Potential damage from wind, storm surge and inland flooding in Caribbean countries could increase economic losses to between 2% to 9% of gross domestic product by 2030, according to preliminary results of a study published by the Caribbean Catastrophe Risk Insurance Facility.
Under current climactic and economic conditions, the potential for such losses ranges from 1% to 6% of annual GDP, according to the results, released Wednesday.
The study, published by the catastrophe risk pool for 16 Caribbean nations, said wind would remain the single largest contributor to the increase.
“Economic growth is typically the greatest driver of the rise in expected loss, accounting for some 60% of the increase in all countries, with the exception of Jamaica, where it accounts for around 40%,” says the study.

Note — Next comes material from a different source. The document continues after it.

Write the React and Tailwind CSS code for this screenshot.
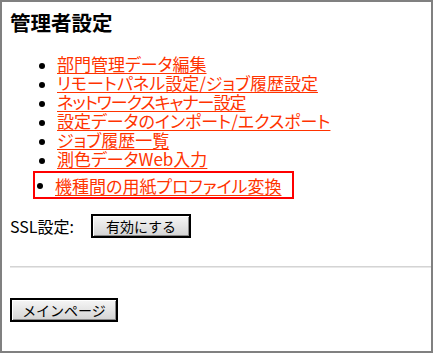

However, some countries can avoid up to 90% of the expected damage by implementing cost-effective adaptation measures including risk mitigation, such as building dikes and retrofitting buildings, and risk transfer solutions including catastrophic risk insurance, the study says.
There will be significant differences among countries, however, which will be driven by factors including buildings' values and the importance of coastal flooding and storm surge, says the study, which notes that the latter “can be mitigated more cost-effectively than wind hazard.” The study's results “illustrate the importance of a balanced portfolio of measures in each country,” it states.

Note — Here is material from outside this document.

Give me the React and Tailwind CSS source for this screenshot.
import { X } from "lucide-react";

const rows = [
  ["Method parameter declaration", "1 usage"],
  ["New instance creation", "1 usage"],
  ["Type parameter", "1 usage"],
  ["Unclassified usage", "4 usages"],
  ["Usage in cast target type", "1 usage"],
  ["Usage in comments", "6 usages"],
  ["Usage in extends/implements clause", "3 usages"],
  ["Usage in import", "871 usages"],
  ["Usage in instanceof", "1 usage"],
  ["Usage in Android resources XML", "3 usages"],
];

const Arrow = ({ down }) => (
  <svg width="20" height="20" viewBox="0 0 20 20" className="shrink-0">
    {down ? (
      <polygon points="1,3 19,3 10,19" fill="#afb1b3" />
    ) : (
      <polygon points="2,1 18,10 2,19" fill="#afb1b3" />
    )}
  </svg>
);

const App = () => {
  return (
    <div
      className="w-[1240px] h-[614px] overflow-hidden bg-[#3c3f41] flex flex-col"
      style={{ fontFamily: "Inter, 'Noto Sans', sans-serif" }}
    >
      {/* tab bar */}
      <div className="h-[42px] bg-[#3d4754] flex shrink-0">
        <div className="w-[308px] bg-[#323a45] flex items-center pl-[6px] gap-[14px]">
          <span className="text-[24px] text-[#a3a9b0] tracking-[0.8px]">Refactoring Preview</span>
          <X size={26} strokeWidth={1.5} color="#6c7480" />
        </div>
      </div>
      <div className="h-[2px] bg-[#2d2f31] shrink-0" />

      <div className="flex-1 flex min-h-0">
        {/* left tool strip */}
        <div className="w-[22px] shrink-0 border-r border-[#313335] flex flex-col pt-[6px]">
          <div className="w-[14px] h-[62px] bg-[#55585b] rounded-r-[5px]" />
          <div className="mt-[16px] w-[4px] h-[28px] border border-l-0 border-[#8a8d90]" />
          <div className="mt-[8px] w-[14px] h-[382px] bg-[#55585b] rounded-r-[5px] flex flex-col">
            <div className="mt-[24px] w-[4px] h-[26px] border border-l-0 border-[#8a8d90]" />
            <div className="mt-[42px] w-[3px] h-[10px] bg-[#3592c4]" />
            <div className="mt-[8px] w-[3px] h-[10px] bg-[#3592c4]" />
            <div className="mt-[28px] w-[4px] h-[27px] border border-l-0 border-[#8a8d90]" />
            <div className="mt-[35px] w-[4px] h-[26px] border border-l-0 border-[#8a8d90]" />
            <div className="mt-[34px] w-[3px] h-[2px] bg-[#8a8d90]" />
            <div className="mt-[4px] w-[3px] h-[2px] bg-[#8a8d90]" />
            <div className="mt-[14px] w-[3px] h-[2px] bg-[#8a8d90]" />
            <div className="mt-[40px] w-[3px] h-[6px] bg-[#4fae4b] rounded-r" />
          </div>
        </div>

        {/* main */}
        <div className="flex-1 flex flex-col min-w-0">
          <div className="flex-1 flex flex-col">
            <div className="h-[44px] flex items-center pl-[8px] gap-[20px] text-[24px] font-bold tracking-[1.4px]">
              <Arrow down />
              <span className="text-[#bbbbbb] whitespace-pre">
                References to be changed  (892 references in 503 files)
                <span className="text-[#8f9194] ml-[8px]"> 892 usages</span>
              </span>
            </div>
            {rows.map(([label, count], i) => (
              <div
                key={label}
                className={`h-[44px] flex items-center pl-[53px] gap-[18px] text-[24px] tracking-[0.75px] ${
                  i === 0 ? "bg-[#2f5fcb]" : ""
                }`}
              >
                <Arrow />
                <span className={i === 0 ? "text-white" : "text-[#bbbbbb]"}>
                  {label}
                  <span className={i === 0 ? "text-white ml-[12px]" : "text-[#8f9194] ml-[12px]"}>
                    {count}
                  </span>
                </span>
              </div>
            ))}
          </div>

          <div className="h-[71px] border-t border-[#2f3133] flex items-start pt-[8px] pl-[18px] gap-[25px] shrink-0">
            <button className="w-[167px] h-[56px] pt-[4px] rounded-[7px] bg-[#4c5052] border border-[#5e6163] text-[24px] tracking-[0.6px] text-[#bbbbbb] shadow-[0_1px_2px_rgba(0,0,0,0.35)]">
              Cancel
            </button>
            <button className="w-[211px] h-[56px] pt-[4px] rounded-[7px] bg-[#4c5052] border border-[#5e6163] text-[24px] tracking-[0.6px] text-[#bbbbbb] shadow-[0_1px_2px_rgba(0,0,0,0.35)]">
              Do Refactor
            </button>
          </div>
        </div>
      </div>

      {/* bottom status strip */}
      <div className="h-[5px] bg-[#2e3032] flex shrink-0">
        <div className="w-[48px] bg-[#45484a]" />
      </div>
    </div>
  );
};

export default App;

The study's preliminary results, which are supported by analytics provided by Swiss Reinsurance Co. Ltd., are available online at www.ccrif.org. Findings from the study will be featured along with additional results in a forthcoming Swiss Re publication on climate adaptation scheduled for September.
Earlier this year, the CCRIF, with a research organization, announced its plans to launch a regional rainfall model to better manage the risks of extreme rainfall.